BEGIN RAW DATA
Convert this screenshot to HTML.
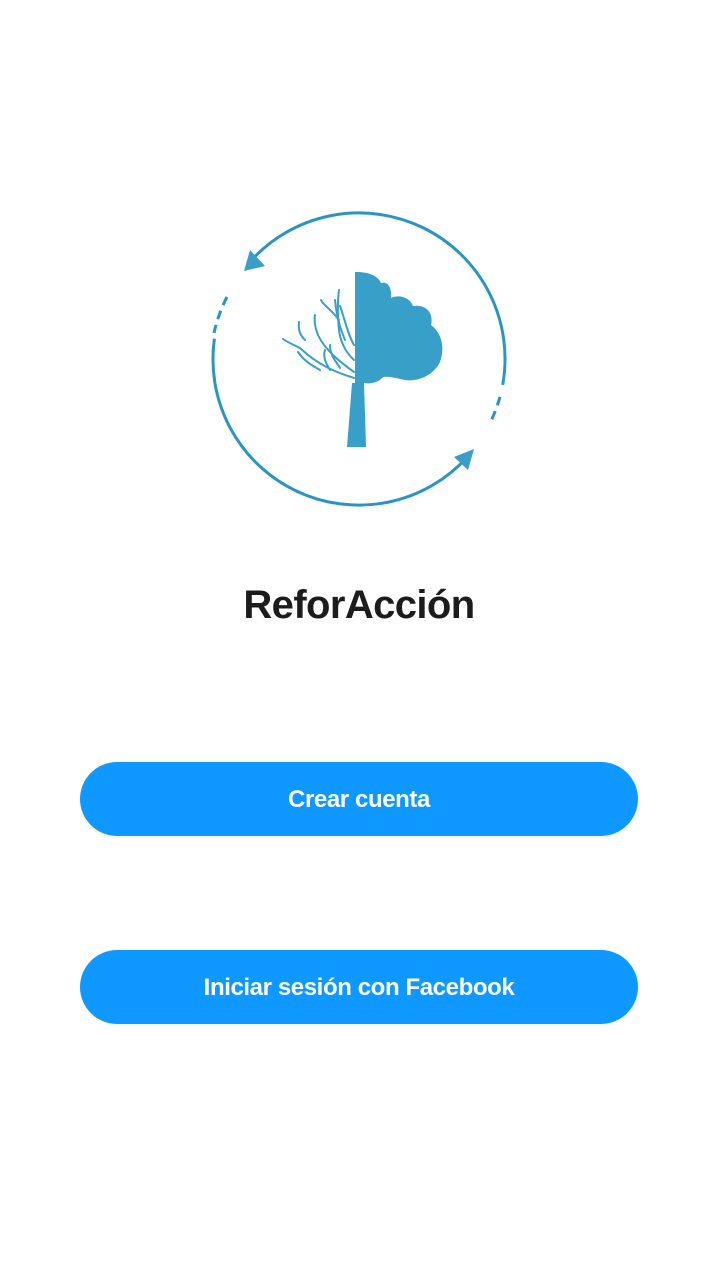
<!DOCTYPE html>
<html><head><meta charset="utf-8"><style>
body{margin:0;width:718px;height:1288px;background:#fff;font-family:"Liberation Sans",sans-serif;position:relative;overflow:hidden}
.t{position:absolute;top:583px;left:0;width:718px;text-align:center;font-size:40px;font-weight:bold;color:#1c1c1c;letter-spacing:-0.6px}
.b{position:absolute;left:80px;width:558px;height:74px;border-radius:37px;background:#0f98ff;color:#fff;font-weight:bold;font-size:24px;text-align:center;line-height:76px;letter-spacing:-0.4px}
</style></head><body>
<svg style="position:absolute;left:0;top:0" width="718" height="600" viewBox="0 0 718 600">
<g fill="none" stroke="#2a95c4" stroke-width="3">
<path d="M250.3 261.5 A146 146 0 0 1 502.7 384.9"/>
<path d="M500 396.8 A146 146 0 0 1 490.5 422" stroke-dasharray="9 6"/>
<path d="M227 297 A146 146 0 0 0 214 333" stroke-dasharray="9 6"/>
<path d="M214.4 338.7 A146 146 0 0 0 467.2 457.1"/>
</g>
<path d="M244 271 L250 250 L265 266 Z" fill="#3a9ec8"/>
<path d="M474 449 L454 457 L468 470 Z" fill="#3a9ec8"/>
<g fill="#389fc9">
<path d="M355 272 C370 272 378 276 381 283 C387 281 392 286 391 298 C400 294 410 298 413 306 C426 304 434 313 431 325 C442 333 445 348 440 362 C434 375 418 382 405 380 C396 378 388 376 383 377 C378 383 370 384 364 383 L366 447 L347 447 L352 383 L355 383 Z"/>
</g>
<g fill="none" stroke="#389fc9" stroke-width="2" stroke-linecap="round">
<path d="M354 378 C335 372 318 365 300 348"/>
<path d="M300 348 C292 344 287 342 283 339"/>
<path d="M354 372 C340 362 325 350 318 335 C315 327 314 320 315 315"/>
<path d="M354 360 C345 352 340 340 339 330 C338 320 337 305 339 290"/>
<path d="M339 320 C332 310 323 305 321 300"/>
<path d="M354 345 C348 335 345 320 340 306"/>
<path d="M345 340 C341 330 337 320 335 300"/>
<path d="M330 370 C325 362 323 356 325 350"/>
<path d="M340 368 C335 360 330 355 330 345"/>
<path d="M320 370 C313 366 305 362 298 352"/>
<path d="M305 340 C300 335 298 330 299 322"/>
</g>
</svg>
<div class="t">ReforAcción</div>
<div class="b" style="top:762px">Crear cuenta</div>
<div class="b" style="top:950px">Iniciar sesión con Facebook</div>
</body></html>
END RAW DATA
» WRITTEN TASK: Quote in full the listing given above; the images are to be left out.

» TASK OUTPUT:
Convert this screenshot to HTML.
<!DOCTYPE html>
<html><head><meta charset="utf-8"><style>
body{margin:0;width:718px;height:1288px;background:#fff;font-family:"Liberation Sans",sans-serif;position:relative;overflow:hidden}
.t{position:absolute;top:583px;left:0;width:718px;text-align:center;font-size:40px;font-weight:bold;color:#1c1c1c;letter-spacing:-0.6px}
.b{position:absolute;left:80px;width:558px;height:74px;border-radius:37px;background:#0f98ff;color:#fff;font-weight:bold;font-size:24px;text-align:center;line-height:76px;letter-spacing:-0.4px}
</style></head><body>
<svg style="position:absolute;left:0;top:0" width="718" height="600" viewBox="0 0 718 600">
<g fill="none" stroke="#2a95c4" stroke-width="3">
<path d="M250.3 261.5 A146 146 0 0 1 502.7 384.9"/>
<path d="M500 396.8 A146 146 0 0 1 490.5 422" stroke-dasharray="9 6"/>
<path d="M227 297 A146 146 0 0 0 214 333" stroke-dasharray="9 6"/>
<path d="M214.4 338.7 A146 146 0 0 0 467.2 457.1"/>
</g>
<path d="M244 271 L250 250 L265 266 Z" fill="#3a9ec8"/>
<path d="M474 449 L454 457 L468 470 Z" fill="#3a9ec8"/>
<g fill="#389fc9">
<path d="M355 272 C370 272 378 276 381 283 C387 281 392 286 391 298 C400 294 410 298 413 306 C426 304 434 313 431 325 C442 333 445 348 440 362 C434 375 418 382 405 380 C396 378 388 376 383 377 C378 383 370 384 364 383 L366 447 L347 447 L352 383 L355 383 Z"/>
</g>
<g fill="none" stroke="#389fc9" stroke-width="2" stroke-linecap="round">
<path d="M354 378 C335 372 318 365 300 348"/>
<path d="M300 348 C292 344 287 342 283 339"/>
<path d="M354 372 C340 362 325 350 318 335 C315 327 314 320 315 315"/>
<path d="M354 360 C345 352 340 340 339 330 C338 320 337 305 339 290"/>
<path d="M339 320 C332 310 323 305 321 300"/>
<path d="M354 345 C348 335 345 320 340 306"/>
<path d="M345 340 C341 330 337 320 335 300"/>
<path d="M330 370 C325 362 323 356 325 350"/>
<path d="M340 368 C335 360 330 355 330 345"/>
<path d="M320 370 C313 366 305 362 298 352"/>
<path d="M305 340 C300 335 298 330 299 322"/>
</g>
</svg>
<div class="t">ReforAcción</div>
<div class="b" style="top:762px">Crear cuenta</div>
<div class="b" style="top:950px">Iniciar sesión con Facebook</div>
</body></html>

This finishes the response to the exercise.